Web page code records
::::::::

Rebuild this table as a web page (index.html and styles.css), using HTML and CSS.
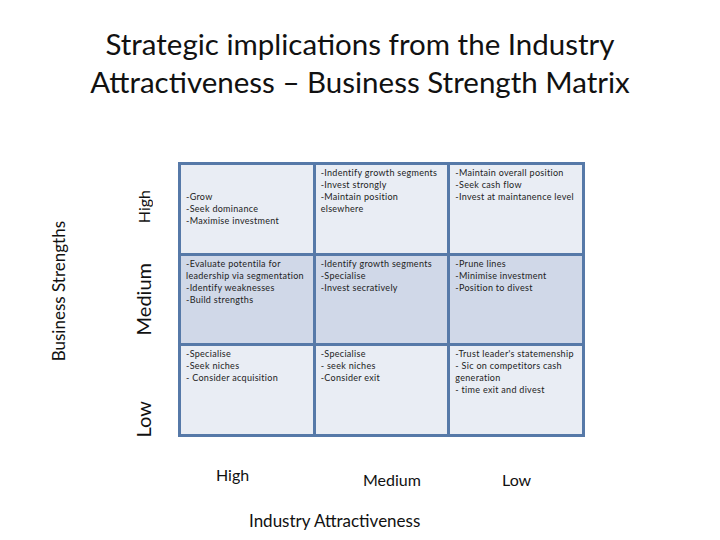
FILE: index.html
```html
<!DOCTYPE html>
<html lang="en">
<head>
    <meta charset="UTF-8">
    <meta name="viewport" content="width=device-width, initial-scale=1.0">
    <title>Strategic implications - Business Strength Matrix</title>

    <link rel="stylesheet" href="styles.css">
</head>

<body>

    <h1 class="title">
        Strategic implications from the Industry<br>
        Attractiveness &ndash; Business Strength Matrix
    </h1>

    <div class="chart">
        <div class="axis-title">Business Strengths</div>

        <div class="level level-high">High</div>
        <div class="level level-medium">Medium</div>
        <div class="level level-low">Low</div>

        <div class="matrix">
            <!-- High strength -->
            <div class="cell light center">
                -Grow<br>-Seek dominance<br>-Maximise investment
            </div>
            <div class="cell light">
                -Indentify growth segments<br>-Invest strongly<br>-Maintain position<br>elsewhere
            </div>
            <div class="cell light">
                -Maintain overall position<br>-Seek cash flow<br>-Invest at maintanence level
            </div>

            <!-- Medium strength -->
            <div class="cell dark">
                -Evaluate potentila for<br>leadership via segmentation<br>-Identify weaknesses<br>-Build strengths
            </div>
            <div class="cell dark">
                -Identify growth segments<br>-Specialise<br>-Invest secratively
            </div>
            <div class="cell dark">
                -Prune lines<br>-Minimise investment<br>-Position to divest
            </div>

            <!-- Low strength -->
            <div class="cell light">
                -Specialise<br>-Seek niches<br>- Consider acquisition
            </div>
            <div class="cell light">
                -Specialise<br>- seek niches<br>-Consider exit
            </div>
            <div class="cell light">
                -Trust leader's statemenship<br>- Sic on competitors cash<br>generation<br>- time exit and divest
            </div>
        </div>
    </div>

    <div class="x-levels">
        <div class="x-level x-high">High</div>
        <div class="x-level x-medium">Medium</div>
        <div class="x-level x-low">Low</div>
    </div>

    <div class="x-title">Industry Attractiveness</div>

</body>
</html>
```

FILE: styles.css
```css
body {
    font-family: 'Lato', 'Liberation Sans', sans-serif;
    background-color: #fff;
    color: #111;
    margin: 0;
    padding: 0;
    width: 720px;
    height: 540px;
    overflow: hidden;
}

.title {
    margin: 0;
    padding-top: 25px;
    font-size: 29.5px;
    font-weight: normal;
    line-height: 38px;
    text-align: center;
}

/* Matrix with its vertical labels */
.chart {
    display: grid;
    grid-template-columns: 20px 20px 407px;
    grid-template-rows: 92px 91px 92px;
    margin-top: 61px;
    padding-left: 48px;
}

.axis-title,
.level {
    writing-mode: vertical-rl;
    transform: rotate(180deg);
    white-space: nowrap;
}

.axis-title {
    grid-column: 1;
    grid-row: 1 / 4;
    align-self: start;
    justify-self: center;
    margin-top: 59px;
    font-size: 17px;
}

.level {
    grid-column: 2;
    justify-self: center;
    margin-left: 130px;
    font-size: 16px;
}

.level-high {
    grid-row: 1;
    align-self: end;
    margin-bottom: 31px;
}

.level-medium {
    grid-row: 2;
    align-self: center;
    font-size: 20px;
}

.level-low {
    grid-row: 3;
    align-self: end;
    font-size: 20px;
}

.matrix {
    grid-column: 3;
    grid-row: 1 / 4;
    margin-left: 90px;
    display: grid;
    grid-template-columns: 1fr 1fr 1fr;
    grid-template-rows: 1fr 1fr 1fr;
    gap: 3px;
    padding: 3px;
    background-color: #5679a8;
    width: 401px;
}

.cell {
    padding: 2px 5px;
    font-size: 9px;
    line-height: 12px;
    letter-spacing: 0.3px;
    color: #222;
}

.cell.light {
    background-color: #e9edf4;
}

.cell.dark {
    background-color: #d0d8e8;
}

.cell.center {
    display: flex;
    align-items: center;
}

/* Bottom axis */
.x-levels {
    display: grid;
    grid-template-columns: 135px 135px 137px;
    margin-left: 178px;
    margin-top: 28px;
    font-size: 16px;
}

.x-high {
    padding-left: 38px;
}

.x-medium {
    padding-left: 50px;
    padding-top: 5px;
}

.x-low {
    padding-left: 54px;
    padding-top: 5px;
}

.x-title {
    margin-top: 21px;
    margin-left: 249px;
    font-size: 17px;
}
```
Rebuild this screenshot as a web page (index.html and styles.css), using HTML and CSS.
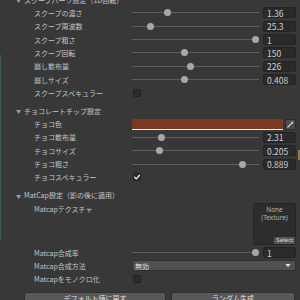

::::::::

JOB
Every line above should be returned word for word, with the pictures left behind.

THE RESPONSE
Rebuild this table as a web page (index.html and styles.css), using HTML and CSS.
FILE: index.html
```html
<!DOCTYPE html>
<html lang="en">
<head>
    <meta charset="UTF-8">
    <meta name="viewport" content="width=device-width, initial-scale=1.0">
    <title>Strategic implications - Business Strength Matrix</title>

    <link rel="stylesheet" href="styles.css">
</head>

<body>

    <h1 class="title">
        Strategic implications from the Industry<br>
        Attractiveness &ndash; Business Strength Matrix
    </h1>

    <div class="chart">
        <div class="axis-title">Business Strengths</div>

        <div class="level level-high">High</div>
        <div class="level level-medium">Medium</div>
        <div class="level level-low">Low</div>

        <div class="matrix">
            <!-- High strength -->
            <div class="cell light center">
                -Grow<br>-Seek dominance<br>-Maximise investment
            </div>
            <div class="cell light">
                -Indentify growth segments<br>-Invest strongly<br>-Maintain position<br>elsewhere
            </div>
            <div class="cell light">
                -Maintain overall position<br>-Seek cash flow<br>-Invest at maintanence level
            </div>

            <!-- Medium strength -->
            <div class="cell dark">
                -Evaluate potentila for<br>leadership via segmentation<br>-Identify weaknesses<br>-Build strengths
            </div>
            <div class="cell dark">
                -Identify growth segments<br>-Specialise<br>-Invest secratively
            </div>
            <div class="cell dark">
                -Prune lines<br>-Minimise investment<br>-Position to divest
            </div>

            <!-- Low strength -->
            <div class="cell light">
                -Specialise<br>-Seek niches<br>- Consider acquisition
            </div>
            <div class="cell light">
                -Specialise<br>- seek niches<br>-Consider exit
            </div>
            <div class="cell light">
                -Trust leader's statemenship<br>- Sic on competitors cash<br>generation<br>- time exit and divest
            </div>
        </div>
    </div>

    <div class="x-levels">
        <div class="x-level x-high">High</div>
        <div class="x-level x-medium">Medium</div>
        <div class="x-level x-low">Low</div>
    </div>

    <div class="x-title">Industry Attractiveness</div>

</body>
</html>
```

FILE: styles.css
```css
body {
    font-family: 'Lato', 'Liberation Sans', sans-serif;
    background-color: #fff;
    color: #111;
    margin: 0;
    padding: 0;
    width: 720px;
    height: 540px;
    overflow: hidden;
}

.title {
    margin: 0;
    padding-top: 25px;
    font-size: 29.5px;
    font-weight: normal;
    line-height: 38px;
    text-align: center;
}

/* Matrix with its vertical labels */
.chart {
    display: grid;
    grid-template-columns: 20px 20px 407px;
    grid-template-rows: 92px 91px 92px;
    margin-top: 61px;
    padding-left: 48px;
}

.axis-title,
.level {
    writing-mode: vertical-rl;
    transform: rotate(180deg);
    white-space: nowrap;
}

.axis-title {
    grid-column: 1;
    grid-row: 1 / 4;
    align-self: start;
    justify-self: center;
    margin-top: 59px;
    font-size: 17px;
}

.level {
    grid-column: 2;
    justify-self: center;
    margin-left: 130px;
    font-size: 16px;
}

.level-high {
    grid-row: 1;
    align-self: end;
    margin-bottom: 31px;
}

.level-medium {
    grid-row: 2;
    align-self: center;
    font-size: 20px;
}

.level-low {
    grid-row: 3;
    align-self: end;
    font-size: 20px;
}

.matrix {
    grid-column: 3;
    grid-row: 1 / 4;
    margin-left: 90px;
    display: grid;
    grid-template-columns: 1fr 1fr 1fr;
    grid-template-rows: 1fr 1fr 1fr;
    gap: 3px;
    padding: 3px;
    background-color: #5679a8;
    width: 401px;
}

.cell {
    padding: 2px 5px;
    font-size: 9px;
    line-height: 12px;
    letter-spacing: 0.3px;
    color: #222;
}

.cell.light {
    background-color: #e9edf4;
}

.cell.dark {
    background-color: #d0d8e8;
}

.cell.center {
    display: flex;
    align-items: center;
}

/* Bottom axis */
.x-levels {
    display: grid;
    grid-template-columns: 135px 135px 137px;
    margin-left: 178px;
    margin-top: 28px;
    font-size: 16px;
}

.x-high {
    padding-left: 38px;
}

.x-medium {
    padding-left: 50px;
    padding-top: 5px;
}

.x-low {
    padding-left: 54px;
    padding-top: 5px;
}

.x-title {
    margin-top: 21px;
    margin-left: 249px;
    font-size: 17px;
}
```
Rebuild this screenshot as a web page (index.html and styles.css), using HTML and CSS.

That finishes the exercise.